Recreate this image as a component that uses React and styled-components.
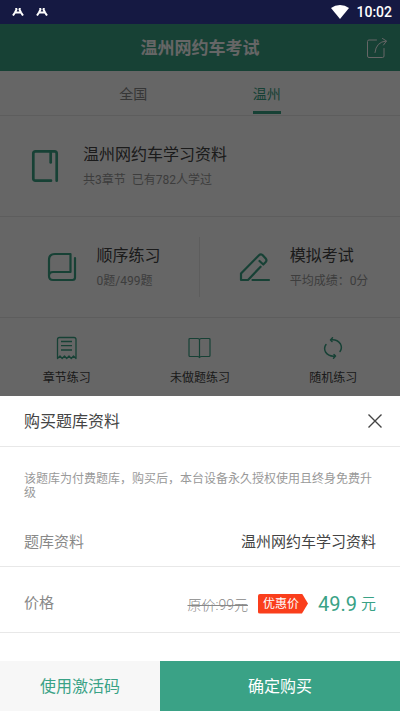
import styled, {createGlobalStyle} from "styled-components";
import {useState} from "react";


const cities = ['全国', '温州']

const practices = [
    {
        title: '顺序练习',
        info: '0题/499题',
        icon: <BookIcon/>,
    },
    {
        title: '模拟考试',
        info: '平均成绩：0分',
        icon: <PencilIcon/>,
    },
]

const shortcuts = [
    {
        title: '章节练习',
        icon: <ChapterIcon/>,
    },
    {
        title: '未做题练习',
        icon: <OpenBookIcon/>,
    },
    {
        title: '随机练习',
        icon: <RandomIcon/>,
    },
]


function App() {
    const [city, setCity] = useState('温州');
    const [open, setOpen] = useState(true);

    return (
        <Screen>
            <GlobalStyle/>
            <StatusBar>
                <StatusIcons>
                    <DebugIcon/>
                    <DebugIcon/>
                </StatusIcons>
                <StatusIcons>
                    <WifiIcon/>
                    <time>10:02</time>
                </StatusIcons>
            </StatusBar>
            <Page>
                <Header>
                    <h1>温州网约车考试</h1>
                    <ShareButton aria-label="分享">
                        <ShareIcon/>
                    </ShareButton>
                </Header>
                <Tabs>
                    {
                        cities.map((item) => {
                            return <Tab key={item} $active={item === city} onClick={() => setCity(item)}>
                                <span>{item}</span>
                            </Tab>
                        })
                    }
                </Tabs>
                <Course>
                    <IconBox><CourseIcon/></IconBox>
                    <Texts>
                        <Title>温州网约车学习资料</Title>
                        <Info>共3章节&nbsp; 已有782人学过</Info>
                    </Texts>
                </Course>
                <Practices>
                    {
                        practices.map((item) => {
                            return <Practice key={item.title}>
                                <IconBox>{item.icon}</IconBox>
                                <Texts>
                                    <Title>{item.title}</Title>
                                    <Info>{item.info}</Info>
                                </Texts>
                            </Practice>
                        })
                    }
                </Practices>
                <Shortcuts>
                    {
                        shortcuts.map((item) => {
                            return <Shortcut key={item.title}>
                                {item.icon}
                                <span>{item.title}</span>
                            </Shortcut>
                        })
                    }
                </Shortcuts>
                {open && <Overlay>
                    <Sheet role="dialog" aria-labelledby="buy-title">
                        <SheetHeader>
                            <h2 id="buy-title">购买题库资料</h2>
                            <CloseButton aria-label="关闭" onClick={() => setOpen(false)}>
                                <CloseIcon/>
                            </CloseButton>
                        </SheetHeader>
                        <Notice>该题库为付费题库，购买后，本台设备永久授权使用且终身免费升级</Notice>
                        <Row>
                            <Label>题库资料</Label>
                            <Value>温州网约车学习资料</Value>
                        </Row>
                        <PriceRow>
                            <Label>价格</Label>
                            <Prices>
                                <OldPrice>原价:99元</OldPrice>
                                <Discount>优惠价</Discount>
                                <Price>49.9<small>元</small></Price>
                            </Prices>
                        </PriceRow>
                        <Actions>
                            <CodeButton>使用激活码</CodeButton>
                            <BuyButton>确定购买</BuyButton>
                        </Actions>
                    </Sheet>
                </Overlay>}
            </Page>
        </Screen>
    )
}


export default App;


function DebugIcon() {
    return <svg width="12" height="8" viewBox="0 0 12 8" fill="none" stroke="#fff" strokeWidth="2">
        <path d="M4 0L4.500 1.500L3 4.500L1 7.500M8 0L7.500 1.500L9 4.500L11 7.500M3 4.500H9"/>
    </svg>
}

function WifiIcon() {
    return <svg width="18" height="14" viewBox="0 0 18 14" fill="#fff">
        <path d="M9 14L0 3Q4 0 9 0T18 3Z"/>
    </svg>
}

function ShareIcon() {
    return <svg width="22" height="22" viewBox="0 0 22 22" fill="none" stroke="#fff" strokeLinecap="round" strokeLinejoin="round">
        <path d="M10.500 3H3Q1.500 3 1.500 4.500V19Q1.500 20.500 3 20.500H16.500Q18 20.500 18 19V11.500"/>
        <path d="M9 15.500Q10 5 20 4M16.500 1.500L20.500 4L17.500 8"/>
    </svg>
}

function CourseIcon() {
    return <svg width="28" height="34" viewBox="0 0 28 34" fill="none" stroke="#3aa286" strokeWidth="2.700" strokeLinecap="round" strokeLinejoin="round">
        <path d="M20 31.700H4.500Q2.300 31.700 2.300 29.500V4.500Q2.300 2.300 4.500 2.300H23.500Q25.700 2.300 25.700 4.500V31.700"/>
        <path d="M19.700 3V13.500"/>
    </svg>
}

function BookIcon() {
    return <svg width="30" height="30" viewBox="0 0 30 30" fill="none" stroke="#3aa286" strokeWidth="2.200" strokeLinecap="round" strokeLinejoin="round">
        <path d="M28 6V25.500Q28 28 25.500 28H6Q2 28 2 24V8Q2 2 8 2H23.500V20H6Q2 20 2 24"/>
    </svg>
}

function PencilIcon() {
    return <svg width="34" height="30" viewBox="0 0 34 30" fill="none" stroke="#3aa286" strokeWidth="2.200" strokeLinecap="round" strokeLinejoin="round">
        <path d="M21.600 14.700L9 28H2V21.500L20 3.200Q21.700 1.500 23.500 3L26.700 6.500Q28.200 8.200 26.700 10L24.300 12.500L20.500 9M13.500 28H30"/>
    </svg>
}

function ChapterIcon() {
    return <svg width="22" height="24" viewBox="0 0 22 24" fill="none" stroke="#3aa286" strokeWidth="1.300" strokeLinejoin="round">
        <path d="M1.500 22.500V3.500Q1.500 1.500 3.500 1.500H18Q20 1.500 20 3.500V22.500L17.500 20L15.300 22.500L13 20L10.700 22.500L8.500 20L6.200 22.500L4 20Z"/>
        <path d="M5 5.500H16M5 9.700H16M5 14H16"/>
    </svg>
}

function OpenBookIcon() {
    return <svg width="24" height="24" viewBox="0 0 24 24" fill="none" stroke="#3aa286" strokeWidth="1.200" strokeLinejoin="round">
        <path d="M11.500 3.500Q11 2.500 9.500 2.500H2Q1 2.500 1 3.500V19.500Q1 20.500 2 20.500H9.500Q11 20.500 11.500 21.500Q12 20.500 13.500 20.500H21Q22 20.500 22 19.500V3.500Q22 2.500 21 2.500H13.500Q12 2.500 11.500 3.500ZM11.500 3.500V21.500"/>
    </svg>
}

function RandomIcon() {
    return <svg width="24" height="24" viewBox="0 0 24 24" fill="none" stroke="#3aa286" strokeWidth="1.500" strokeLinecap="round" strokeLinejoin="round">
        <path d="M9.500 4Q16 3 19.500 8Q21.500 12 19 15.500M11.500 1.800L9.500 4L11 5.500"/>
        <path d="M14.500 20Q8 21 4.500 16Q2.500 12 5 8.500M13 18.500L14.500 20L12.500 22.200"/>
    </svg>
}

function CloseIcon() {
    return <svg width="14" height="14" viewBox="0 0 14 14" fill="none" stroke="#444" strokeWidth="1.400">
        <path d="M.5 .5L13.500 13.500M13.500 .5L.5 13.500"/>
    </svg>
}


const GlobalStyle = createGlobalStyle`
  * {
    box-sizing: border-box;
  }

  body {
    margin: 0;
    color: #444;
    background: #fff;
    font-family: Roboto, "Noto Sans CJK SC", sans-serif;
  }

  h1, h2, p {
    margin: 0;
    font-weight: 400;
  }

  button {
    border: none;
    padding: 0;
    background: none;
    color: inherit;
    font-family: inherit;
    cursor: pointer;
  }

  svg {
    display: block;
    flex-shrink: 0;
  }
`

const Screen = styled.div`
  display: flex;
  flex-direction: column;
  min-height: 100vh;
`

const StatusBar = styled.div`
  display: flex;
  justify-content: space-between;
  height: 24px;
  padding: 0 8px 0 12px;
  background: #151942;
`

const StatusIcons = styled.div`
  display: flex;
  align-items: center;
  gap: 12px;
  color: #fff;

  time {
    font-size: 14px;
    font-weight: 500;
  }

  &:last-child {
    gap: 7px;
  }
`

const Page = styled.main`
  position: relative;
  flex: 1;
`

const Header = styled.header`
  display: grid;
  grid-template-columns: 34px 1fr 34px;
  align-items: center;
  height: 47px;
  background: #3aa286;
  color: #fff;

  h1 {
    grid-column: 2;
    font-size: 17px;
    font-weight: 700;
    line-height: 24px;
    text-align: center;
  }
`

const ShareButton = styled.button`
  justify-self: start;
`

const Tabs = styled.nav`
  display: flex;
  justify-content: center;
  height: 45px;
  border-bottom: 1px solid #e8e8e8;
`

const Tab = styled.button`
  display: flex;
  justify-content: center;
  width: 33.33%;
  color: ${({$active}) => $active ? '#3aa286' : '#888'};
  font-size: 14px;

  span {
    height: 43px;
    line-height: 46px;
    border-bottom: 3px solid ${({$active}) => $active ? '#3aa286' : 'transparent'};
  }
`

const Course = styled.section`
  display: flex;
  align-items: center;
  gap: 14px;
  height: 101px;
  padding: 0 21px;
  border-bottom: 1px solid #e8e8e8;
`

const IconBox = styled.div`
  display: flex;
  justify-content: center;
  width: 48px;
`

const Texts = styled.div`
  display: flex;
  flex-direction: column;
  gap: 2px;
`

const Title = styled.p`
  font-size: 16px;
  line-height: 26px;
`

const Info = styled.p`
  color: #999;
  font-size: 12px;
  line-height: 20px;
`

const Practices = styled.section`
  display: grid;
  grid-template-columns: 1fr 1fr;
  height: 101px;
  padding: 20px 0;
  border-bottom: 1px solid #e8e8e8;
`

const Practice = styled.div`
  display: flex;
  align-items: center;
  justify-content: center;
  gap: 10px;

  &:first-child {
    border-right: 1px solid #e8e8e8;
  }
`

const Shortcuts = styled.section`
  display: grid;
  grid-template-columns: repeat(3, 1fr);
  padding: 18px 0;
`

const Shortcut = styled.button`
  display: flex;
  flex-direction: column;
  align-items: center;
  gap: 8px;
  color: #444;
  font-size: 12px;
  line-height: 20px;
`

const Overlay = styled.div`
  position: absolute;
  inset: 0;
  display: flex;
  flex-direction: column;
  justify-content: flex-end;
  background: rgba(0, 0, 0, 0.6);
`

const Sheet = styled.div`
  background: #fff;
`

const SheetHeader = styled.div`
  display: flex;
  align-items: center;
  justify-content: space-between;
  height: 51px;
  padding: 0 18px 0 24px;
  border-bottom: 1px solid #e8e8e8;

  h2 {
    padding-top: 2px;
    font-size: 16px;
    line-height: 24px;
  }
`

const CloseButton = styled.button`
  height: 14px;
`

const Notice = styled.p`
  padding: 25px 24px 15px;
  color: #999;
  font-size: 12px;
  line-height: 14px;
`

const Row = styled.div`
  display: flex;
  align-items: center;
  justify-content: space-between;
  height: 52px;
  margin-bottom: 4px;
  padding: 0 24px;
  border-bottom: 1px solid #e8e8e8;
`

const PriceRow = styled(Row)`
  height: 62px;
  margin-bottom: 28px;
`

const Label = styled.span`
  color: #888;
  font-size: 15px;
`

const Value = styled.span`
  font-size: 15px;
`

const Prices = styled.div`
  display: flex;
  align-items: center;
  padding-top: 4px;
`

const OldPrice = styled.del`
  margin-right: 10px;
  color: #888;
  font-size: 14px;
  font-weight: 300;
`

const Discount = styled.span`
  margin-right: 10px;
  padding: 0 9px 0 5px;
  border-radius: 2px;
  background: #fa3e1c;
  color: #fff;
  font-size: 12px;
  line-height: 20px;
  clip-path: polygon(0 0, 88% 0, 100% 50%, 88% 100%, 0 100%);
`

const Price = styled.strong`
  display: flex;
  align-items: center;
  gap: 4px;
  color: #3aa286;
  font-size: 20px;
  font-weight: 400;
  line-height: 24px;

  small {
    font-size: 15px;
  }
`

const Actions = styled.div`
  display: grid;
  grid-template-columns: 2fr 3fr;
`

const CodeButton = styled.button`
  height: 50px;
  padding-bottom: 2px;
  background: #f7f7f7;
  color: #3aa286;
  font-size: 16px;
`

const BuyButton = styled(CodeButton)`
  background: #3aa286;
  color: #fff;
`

● **Instructions for the task**:
In the lines above, locate the string "components". Copy every line where it occurs.

● **Completed task**:
Recreate this image as a component that uses React and styled-components.
import styled, {createGlobalStyle} from "styled-components";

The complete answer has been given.